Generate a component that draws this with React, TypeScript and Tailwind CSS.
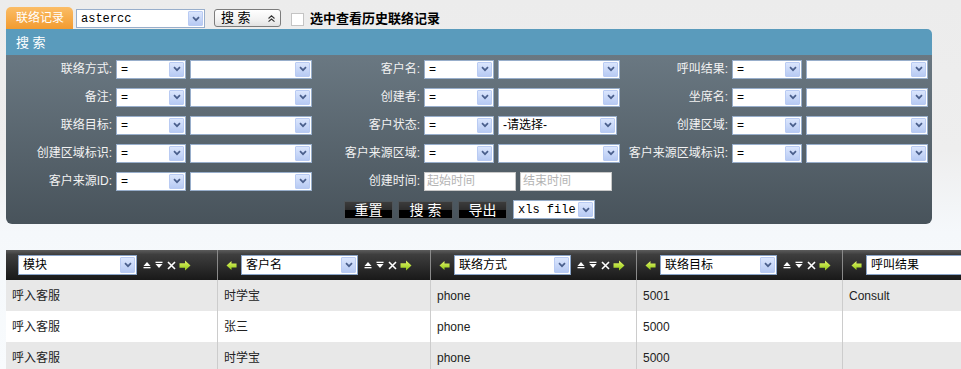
import React from "react";

const Chev = () => (
  <svg width="8" height="6" viewBox="0 0 8 6">
    <path d="M1 1.2 L4 4.2 L7 1.2" fill="none" stroke="#4a5f8c" strokeWidth="1.7" />
  </svg>
);

function ArrowBox({ h }: { h: string }) {
  return (
    <span
      className={`m-px flex w-[15px] items-center justify-center rounded-[1px] border border-[#b9cbf3] bg-[linear-gradient(to_bottom,#dbe6fd,#b7caf3)] ${h}`}
    >
      <Chev />
    </span>
  );
}

function Sel({
  w,
  text,
  mono,
}: {
  w: string;
  text?: string;
  mono?: boolean;
}) {
  return (
    <div className={`flex h-[19px] shrink-0 items-center border border-[#98aecb] bg-white ${w}`}>
      <span
        className={`flex-1 overflow-hidden whitespace-nowrap pl-[4px] text-[12px] leading-[14px] text-black ${
          mono ? "font-[family-name:'Liberation_Mono',monospace]" : ""
        }`}
      >
        {text}
      </span>
      <ArrowBox h="h-[15px]" />
    </div>
  );
}

function DateIn({ ph }: { ph: string }) {
  return (
    <div className="flex h-[19px] w-[92px] shrink-0 items-center border border-[#c8c8c8] bg-white pl-[2px] text-[12px] leading-[14px] text-[#b4b4b4]">
      {ph}
    </div>
  );
}

function Label({ text, w }: { text: string; w: string }) {
  return (
    <div className={`shrink-0 pr-[2px] text-right text-[12px] leading-[14px] text-[#f2f2f2] ${w}`}>{text}</div>
  );
}

function Field({ label, first }: { label: string; first?: boolean }) {
  return (
    <div className="flex items-center">
      <Label text={label} w={first ? "w-[108px]" : "w-[110px]"} />
      <div className="ml-[2px]">
        <Sel w="w-[70px]" text="=" />
      </div>
      <div className="ml-[4px]">
        <Sel w="w-[122px]" />
      </div>
    </div>
  );
}

const BlackBtn = ({ text, w }: { text: string; w: string }) => (
  <div
    className={`flex h-[18px] items-center justify-center border border-[#4e5458] bg-[linear-gradient(to_bottom,#3c3c3c_0%,#2c2c2c_50%,#000_50%,#000_100%)] text-[14px] leading-[16px] text-white ${w}`}
  >
    {text}
  </div>
);

const UpIcon = () => (
  <svg width="8" height="8" viewBox="0 0 8 8">
    <path d="M4 1 L7.5 5 L0.5 5 Z" fill="#fff" />
    <rect x="0.5" y="6" width="7" height="1.3" fill="#fff" />
  </svg>
);
const DownIcon = () => (
  <svg width="8" height="8" viewBox="0 0 8 8">
    <rect x="0.5" y="0.7" width="7" height="1.3" fill="#fff" />
    <path d="M0.5 3 L7.5 3 L4 7 Z" fill="#fff" />
  </svg>
);
const XIcon = () => (
  <svg width="9" height="9" viewBox="0 0 9 9">
    <path d="M1 1 L8 8 M8 1 L1 8" stroke="#fff" strokeWidth="1.6" />
  </svg>
);
const RightArrow = () => (
  <svg width="12" height="11" viewBox="0 0 12 11">
    <defs>
      <linearGradient id="ga" x1="0" y1="0" x2="0" y2="1">
        <stop offset="0" stopColor="#e4f56a" />
        <stop offset="1" stopColor="#8fc814" />
      </linearGradient>
    </defs>
    <path d="M0.5 3.3 L6 3.3 L6 0.5 L11.5 5.5 L6 10.5 L6 7.7 L0.5 7.7 Z" fill="url(#ga)" />
  </svg>
);
const LeftArrow = () => (
  <svg width="11" height="11" viewBox="0 0 12 11">
    <defs>
      <linearGradient id="gb" x1="0" y1="0" x2="0" y2="1">
        <stop offset="0" stopColor="#e4f56a" />
        <stop offset="1" stopColor="#8fc814" />
      </linearGradient>
    </defs>
    <path d="M11.5 3.3 L6 3.3 L6 0.5 L0.5 5.5 L6 10.5 L6 7.7 L11.5 7.7 Z" fill="url(#gb)" />
  </svg>
);

function HeadSel({ text, w }: { text: string; w: string }) {
  return (
    <div className={`flex h-[20px] shrink-0 items-center border border-[#8aa4c8] bg-white ${w}`}>
      <span className="flex-1 pl-[4px] text-[12px] leading-[14px] text-black">{text}</span>
      <ArrowBox h="h-[16px]" />
    </div>
  );
}

const Icons = () => (
  <div className="ml-[6px] flex items-center">
    <UpIcon />
    <div className="ml-[4px]">
      <DownIcon />
    </div>
    <div className="ml-[4px]">
      <XIcon />
    </div>
    <div className="ml-[3px]">
      <RightArrow />
    </div>
  </div>
);

const cols = [
  { name: "模块", w: "w-[212px]" },
  { name: "客户名", w: "w-[213px]" },
  { name: "联络方式", w: "w-[206px]" },
  { name: "联络目标", w: "w-[206px]" },
  { name: "呼叫结果", w: "w-[300px]" },
];

const rows = [
  ["呼入客服", "时学宝", "phone", "5001", "Consult"],
  ["呼入客服", "张三", "phone", "5000", ""],
  ["呼入客服", "时学宝", "phone", "5000", ""],
];

export default function App() {
  return (
    <div className="h-[369px] w-[961px] overflow-hidden bg-[linear-gradient(to_bottom,#ececec_0px,#eeeeee_150px,#f5f8fb_232px,#f8fbfd_369px)] font-[family-name:'Liberation_Sans','Noto_Sans_CJK_SC',sans-serif]">
      {/* top bar */}
      <div className="flex h-[29px] items-start pl-[6px] pt-[7px]">
        <div className="flex h-[22px] w-[67px] items-center rounded-t-[5px] bg-[linear-gradient(to_bottom,#fbbd66,#f29b30)] pl-[10px] text-[12px] leading-[14px] text-white">
          联络记录
        </div>
        <div className="ml-[3px] mt-[2px]">
          <Sel w="w-[129px]" text="astercc" mono />
        </div>
        <div className="ml-[9px] mt-[2px] flex h-[18px] w-[67px] items-center rounded-[3px] border border-[#7c7c7c] bg-[linear-gradient(to_bottom,#ffffff,#f2f2f2_60%,#e2e2e2)] pl-[6px] text-[13px] leading-[14px] text-black">
          <span className="flex-1">搜 索</span>
          <svg width="9" height="9" viewBox="0 0 9 9" className="mr-[4px]">
            <path d="M1.5 4.5 L4.5 1.8 L7.5 4.5 M1.5 7.7 L4.5 5 L7.5 7.7" fill="none" stroke="#333" strokeWidth="1.1" />
          </svg>
        </div>
        <div className="ml-[10px] mt-[6px] h-[13px] w-[13px] border border-[#c4c4c4] bg-white" />
        <div className="ml-[6px] mt-[4px] text-[13px] font-bold leading-[15px] text-black">选中查看历史联络记录</div>
      </div>

      {/* search panel */}
      <div className="ml-[6px] w-[926px]">
        <div className="flex h-[26px] items-center rounded-tr-[5px] bg-[#5a9bbc] pl-[10px] text-[13px] leading-[15px] text-white">
          搜 索
        </div>
        <div className="rounded-b-[6px] bg-[linear-gradient(to_bottom,#6a7882,#48535b)] pb-[5px]">
          <div className="flex h-[28px] items-center">
            <Field label="联络方式:" first />
            <Field label="客户名:" />
            <Field label="呼叫结果:" />
          </div>
          <div className="flex h-[28px] items-center">
            <Field label="备注:" first />
            <Field label="创建者:" />
            <Field label="坐席名:" />
          </div>
          <div className="flex h-[28px] items-center">
            <Field label="联络目标:" first />
            <div className="flex items-center">
              <Label text="客户状态:" w="w-[110px]" />
              <div className="ml-[2px]">
                <Sel w="w-[70px]" text="=" />
              </div>
              <div className="ml-[4px] mr-[3px]">
                <Sel w="w-[119px]" text="-请选择-" />
              </div>
            </div>
            <Field label="创建区域:" />
          </div>
          <div className="flex h-[28px] items-center">
            <Field label="创建区域标识:" first />
            <Field label="客户来源区域:" />
            <Field label="客户来源区域标识:" />
          </div>
          <div className="flex h-[28px] items-center">
            <Field label="客户来源ID:" first />
            <div className="flex items-center">
              <Label text="创建时间:" w="w-[110px]" />
              <div className="ml-[2px]">
                <DateIn ph="起始时间" />
              </div>
              <div className="ml-[4px]">
                <DateIn ph="结束时间" />
              </div>
            </div>
          </div>
          <div className="mt-[5px] flex items-center justify-center gap-[5px] pl-[1px]">
            <BlackBtn text="重置" w="w-[49px]" />
            <BlackBtn text="搜 索" w="w-[55px]" />
            <BlackBtn text="导出" w="w-[49px]" />
            <div className="ml-[1px]">
              <Sel w="w-[82px]" text="xls file" mono />
            </div>
          </div>
        </div>
      </div>

      {/* table */}
      <div className="ml-[6px] mt-[26px] w-[1200px]">
        <div className="flex h-[30px] bg-[linear-gradient(to_bottom,#5c5c5c_0%,#3e3e3e_15%,#2a2a2a_60%,#191919_100%)]">
          {cols.map((c, i) => (
            <div
              key={c.name}
              className={`flex shrink-0 items-center border-r border-[#8a8a8a] ${c.w} ${i === 0 ? "pl-[12px]" : "pl-[8px]"}`}
            >
              {i > 0 && (
                <div className="mr-[4px]">
                  <LeftArrow />
                </div>
              )}
              <HeadSel text={c.name} w={i === 0 ? "w-[119px]" : "w-[117px]"} />
              {i < 4 && <Icons />}
            </div>
          ))}
        </div>
        {rows.map((r, ri) => (
          <div key={ri} className={`flex h-[31px] ${ri % 2 === 0 ? "bg-[#e8e8e8]" : "bg-white"}`}>
            {r.map((cell, ci) => (
              <div
                key={ci}
                className={`flex shrink-0 items-center border-r border-[#cccccc] pl-[6px] text-[12px] leading-[14px] text-[#222] ${cols[ci].w}`}
              >
                {cell}
              </div>
            ))}
          </div>
        ))}
      </div>
    </div>
  );
}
-=-=-
[WHAT TO PRODUCE] For the data above, state how many lines contain "React"; the number is the whole answer.

[ANSWER IN FULL] 2